I think everyone pretty much nailed what was wrong with the setup! I just wanted to add my opinion as well. "Instability just wasn't there"!!! But Skips right most people look at the shear and just assume its going to be noteworthy given theirs moisture. I honestly wouldn't have even issued a severe watch. Except maybe for rainfall potential. Most of west central Indiana has seen severe flooding which is rare. Well of this magnitude relatively speaking. But that is about the only outcome from yesterday! Storms did not fire out ahead of the line mostly because their was no instability. The lines that did move through were dynamically forced and completely outflow oriented. Little if any rotation was observed "tornado warnings". As far as I know hail was not observed. The line didn't even produce much in the way of winds. In fact most of Indiana is void of severe reports which is funny given the PDS watch. So quick and simple answer is Instability.
 
We're all identifying the missing ingredients come "go time" but I've still yet to see why the models have been as wrong as they have been this entire season practically in the days and hours ahead of system builds. I know forecasting and models are not an exact science but they generally improve with time. But this year, they (models) seem to be exaggerating systems on an almost predictable basis. I'm a photographer and enjoy storms.
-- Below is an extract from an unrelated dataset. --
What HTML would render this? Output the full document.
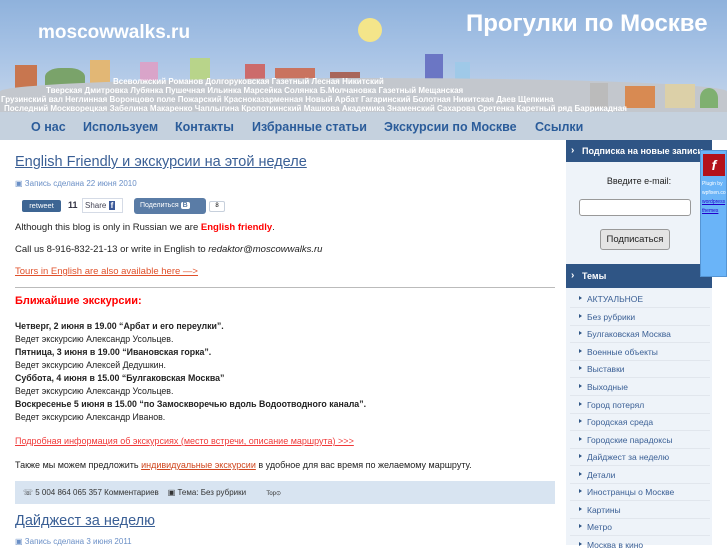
<!DOCTYPE html>
<html><head><meta charset="utf-8">
<style>
*{margin:0;padding:0;box-sizing:border-box}
body{width:727px;height:545px;overflow:hidden;background:#fff;font-family:"Liberation Sans",sans-serif;position:relative}
.abs{position:absolute}
#hdr{left:0;top:0;width:727px;height:112px;background:linear-gradient(180deg,#8fb2dc 0%,#a9c4e6 50%,#c6d6ea 100%)}
#hill{left:0;top:78px;width:727px;height:34px;background:#c3c7cd;border-radius:50% 50% 0 0/40% 40% 0 0}
#nav{left:0;top:112px;width:727px;height:28px;background:#c5d1de}
#nav span{position:absolute;top:8px;font-size:12.5px;font-weight:bold;color:#2b5c9a}
.st{position:absolute;font-size:8px;color:#fff;white-space:nowrap;font-weight:bold}
.b{position:absolute;bottom:0}
a{color:#3a5f95}
.main{left:15px;font-size:9px;color:#222}
.side{left:566px;width:146px}
.sh{background:#2f5585;color:#fff;font-weight:bold;font-size:9px;padding-left:16px;height:22px;line-height:22px}
.sh:before{content:"›";position:absolute;left:5px;font-size:10px}
.li{position:absolute;left:587px;font-size:8.5px;color:#3a5f95}
.li:before{content:"";position:absolute;left:-8px;top:2px;border-left:3px solid #2f5585;border-top:2.5px solid transparent;border-bottom:2.5px solid transparent}
.sep{position:absolute;left:570px;width:140px;height:1px;background:#e1e6ed}
</style></head><body>
<div id="hdr" class="abs"></div>
<div class="abs" style="left:10px;top:60px;width:460px;height:30px">
<div class="b" style="left:5px;width:22px;height:25px;background:#c8764f"></div>
<div class="b" style="left:35px;width:40px;height:22px;background:#7aa36a;border-radius:40% 40% 0 0"></div>
<div class="b" style="left:80px;width:20px;height:30px;background:#e2b775"></div>
<div class="b" style="left:130px;width:18px;height:28px;background:#d9a4c9"></div>
<div class="b" style="left:180px;width:20px;height:32px;background:#b8d48a"></div>
<div class="b" style="left:235px;width:20px;height:26px;background:#cc6b6b"></div>
<div class="b" style="left:265px;width:40px;height:22px;background:#c9735f"></div>
<div class="b" style="left:320px;width:30px;height:18px;background:#a8665a"></div>
<div class="b" style="left:415px;width:18px;height:36px;background:#6b76c4"></div>
<div class="b" style="left:445px;width:15px;height:28px;background:#9fc9e8"></div>
</div>
<div id="hill" class="abs"></div>
<div class="abs" style="left:580px;top:75px;width:140px;height:33px">
<div class="b" style="left:10px;width:18px;height:25px;background:#bbb"></div>
<div class="b" style="left:45px;width:30px;height:22px;background:#d88a52"></div>
<div class="b" style="left:85px;width:30px;height:24px;background:#dcd0a8"></div>
<div class="b" style="left:120px;width:18px;height:20px;background:#7fb070;border-radius:50% 50% 0 0"></div>
</div>
<div class="abs" style="left:358px;top:18px;width:24px;height:24px;border-radius:50%;background:#f4e58a"></div>
<div class="abs" style="left:38px;top:22px;font-size:19px;font-weight:bold;color:#fff">moscowwalks.ru</div>
<div class="abs" style="left:466px;top:10px;font-size:24px;font-weight:bold;color:#fff">Прогулки по Москве</div>
<div class="st" style="left:113px;top:77px">Всеволжский  Романов Долгоруковская Газетный Лесная Никитский</div>
<div class="st" style="left:46px;top:86px">Тверская Дмитровка Лубянка Пушечная Ильинка Марсейка Солянка Б.Молчановка Газетный Мещанская</div>
<div class="st" style="left:1px;top:95px">Грузинский вал Неглинная Воронцово поле Пожарский Красноказарменная Новый Арбат Гагаринский  Болотная Никитская Даев Щепкина</div>
<div class="st" style="left:4px;top:104px">Последний Москворецкая Забелина Макаренко Чаплыгина Кропоткинский Машкова Академика Знаменский Сахарова Сретенка Каретный ряд Баррикадная</div>
<div id="nav" class="abs">
<span style="left:31px">О нас</span><span style="left:83px">Используем</span><span style="left:175px">Контакты</span><span style="left:252px">Избранные статьи</span><span style="left:384px">Экскурсии по Москве</span><span style="left:535px">Ссылки</span>
</div>

<div class="abs main" style="top:154px;font-size:14.5px"><a href="#">English Friendly и экскурсии на этой неделе</a></div>
<div class="abs main" style="top:179px;font-size:8px;color:#6a8fc6">▣ Запись сделана 22 июня 2010</div>
<div class="abs" style="left:22px;top:200px;width:39px;height:12px;background:#3d6593;border-radius:2px;color:#fff;font-size:7.5px;text-align:center;line-height:12px">retweet</div>
<div class="abs" style="left:68px;top:200px;font-size:9px;font-weight:bold;color:#334">11</div>
<div class="abs" style="left:82px;top:198px;width:41px;height:15px;border:1px solid #d5dbe6;font-size:8px;color:#445;padding:2px 0 0 2px">Share <span style="background:#3b5998;color:#fff;font-weight:bold;padding:0 2px">f</span></div>
<div class="abs" style="left:134px;top:198px;width:72px;height:16px;background:#5a7ca6;border-radius:3px;color:#fff;font-size:7px;line-height:16px;padding-left:6px">Поделиться <span style="background:#fff;color:#5a7ca6;font-weight:bold;padding:0 2px;border-radius:2px">B</span></div>
<div class="abs" style="left:209px;top:201px;width:16px;height:11px;border:1px solid #c7d0dc;border-radius:2px;font-size:6px;text-align:center;line-height:9px">8</div>
<div class="abs main" style="top:222px;font-size:9.5px">Although this blog is only in Russian we are <b style="color:#f00">English friendly</b>.</div>
<div class="abs main" style="top:244px;font-size:9.5px">Call us 8-916-832-21-13 or write in English to <i>redaktor@moscowwalks.ru</i></div>
<div class="abs main" style="top:266px;font-size:9.5px"><a href="#" style="color:#e0502a">Tours in English are also available here —&gt;</a></div>
<div class="abs" style="left:15px;top:287px;width:540px;height:1px;background:#bbb"></div>
<div class="abs main" style="top:295px;font-size:11px;font-weight:bold;color:#f00">Ближайшие экскурсии:</div>
<div class="abs main" style="top:320px;line-height:13px;font-size:8.8px">
<b>Четверг, 2 июня в 19.00 “Арбат и его переулки”.</b><br>Ведет экскурсию Александр Усольцев.<br>
<b>Пятница, 3 июня в 19.00 “Ивановская горка”.</b><br>Ведет экскурсию Алексей Дедушкин.<br>
<b>Суббота, 4 июня в 15.00 “Булгаковская Москва”</b><br>Ведет экскурсию Александр Усольцев.<br>
<b>Воскресенье 5 июня в 15.00 “по Замоскворечью вдоль Водоотводного канала”.</b><br>Ведет экскурсию Александр Иванов.</div>
<div class="abs main" style="top:436px"><a href="#" style="color:#f03a3a">Подробная информация об экскурсиях (место встречи, описание маршрута) &gt;&gt;&gt;</a></div>
<div class="abs main" style="top:460px">Также мы можем предложить <a href="#" style="color:#d0461e">индивидуальные экскурсии</a> в удобное для вас время по желаемому маршруту.</div>
<div class="abs" style="left:15px;top:481px;width:540px;height:23px;background:#d8e4f1;font-size:8px;color:#333;line-height:23px;padding-left:8px">☏ 5 004 864 065 357 Комментариев &nbsp;&nbsp;&nbsp;▣ Тема: Без рубрики <span style="margin-left:18px;font-size:6px">Top⊙</span></div>
<div class="abs main" style="top:513px;font-size:14.5px"><a href="#">Дайджест за неделю</a></div>
<div class="abs main" style="top:537px;font-size:8px;color:#6a8fc6">▣ Запись сделана 3 июня 2011</div>

<div class="abs side" style="top:140px;height:405px;background:#eef3f9"></div>
<div class="abs side sh" style="top:140px;background:#2f5585">Подписка на новые записи</div>
<div class="abs" style="left:566px;top:176px;width:146px;text-align:center;font-size:9px;color:#222">Введите e-mail:</div>
<div class="abs" style="left:579px;top:199px;width:112px;height:17px;background:#fff;border:1px solid #999;border-radius:3px"></div>
<div class="abs" style="left:600px;top:229px;width:70px;height:21px;background:#e4e4e4;border:1px solid #999;border-radius:3px;font-size:9.5px;text-align:center;line-height:19px;color:#222">Подписаться</div>
<div class="abs side sh" style="top:264px;height:24px;line-height:24px">Темы</div>
<div class="abs" style="left:700px;top:150px;width:27px;height:127px;background:#6ab4f8;border:1px solid #5595d4"></div>
<div class="abs" style="left:703px;top:154px;width:22px;height:22px;background:#b3121b;color:#fff;font-weight:bold;font-style:italic;text-align:center;line-height:22px;font-size:14px">f</div>
<div class="abs" style="left:702px;top:180px;font-size:5px;color:#fff;line-height:9px">Plugin by<br>wpfixen.co<br><u style="color:#20c">wordpress</u><br><u style="color:#20c">themes</u></div>
<div class="li" style="top:294px">АКТУАЛЬНОЕ</div>
<div class="li" style="top:312px">Без рубрики</div>
<div class="li" style="top:329px">Булгаковская Москва</div>
<div class="li" style="top:347px">Военные объекты</div>
<div class="li" style="top:364px">Выставки</div>
<div class="li" style="top:382px">Выходные</div>
<div class="li" style="top:400px">Город потерял</div>
<div class="li" style="top:417px">Городская среда</div>
<div class="li" style="top:435px">Городские парадоксы</div>
<div class="li" style="top:452px">Дайджест за неделю</div>
<div class="li" style="top:470px">Детали</div>
<div class="li" style="top:487px">Иностранцы о Москве</div>
<div class="li" style="top:505px">Картины</div>
<div class="li" style="top:522px">Метро</div>
<div class="li" style="top:540px">Москва в кино</div>
<div class="sep" style="top:307px"></div><div class="sep" style="top:325px"></div><div class="sep" style="top:342px"></div><div class="sep" style="top:360px"></div><div class="sep" style="top:377px"></div><div class="sep" style="top:395px"></div><div class="sep" style="top:413px"></div><div class="sep" style="top:430px"></div><div class="sep" style="top:448px"></div><div class="sep" style="top:465px"></div><div class="sep" style="top:483px"></div><div class="sep" style="top:500px"></div><div class="sep" style="top:518px"></div><div class="sep" style="top:535px"></div>
</body></html>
I'm not a professional weather forecaster and I don't presume to have a handle on all of what goes into storm prediction beyond the basics but am I the only one thinking something has changed between 2012 and 2013? Maybe it's the models weighting, maybe it's key models themselves having changed, maybe it's interpretation of the models, maybe it's a real-world weather pattern anomaly that is skewing everything ... I don't know, but I hope someone figures it out before city/county managers stop listening to the SPC. Rant over
 
I too was puzzled by the PDS, but not enough to avoid letting it sucker me into chasing the setup. I originally wasn't planning to chase at all after my morning data check. Here is what the squall line looked like at Macedonia, IL, just east of I-57 - it was tornado-warned at this time:



There were some weak couplets apparent on radar from this segment of the line all the way from Missouri to here, but visually the line didn't present any indications of even being close to producing. High cloud bases above outflow as far as you could see. KPAH radar was down close to this time, so I'm not sure if that contributed to the warnings being issued to play it safe. I'm definitely not going to bash the SPC on this, but I would be curious to hear what triggered the PDS. Everything's an opportunity to learn something.

Southern Indiana had clear skies in advance of the line. With the line stalling like that, the region to the east getting sun was going to have an opportunity to destabilize without the squall line plowing through early like we usually see them do in these setups. That may explain some of the concern for supercells ahead of the line.

Chase log:
http://stormhighway.com/blog2013/april1913a.shtml
 
We're all identifying the missing ingredients come "go time" but I've still yet to see why the models have been as wrong as they have been this entire season practically in the days and hours ahead of system builds.

I'm not sure I understand your premise... The models never said this would be a big day. When SPC went moderate with their DY2 I refused to use that term in my forecasts and posts because I disagreed.

I hope someone figures it out before city/county managers stop listening to the SPC.

Trust me, that will never happen. And remember the SPC is not one forecaster.
 
Maybe, but virtually all of the mainstream media outlets and the weather Channel follow the lead of the SPC. When the SPC goes moderate or High, the hype on all the cable news outlets gets ratcheted up. The general public is not privvy to all of the countering [to SPC forecasts] chatter that goes on by very knowledgeable people such as here on Stormtrack and others.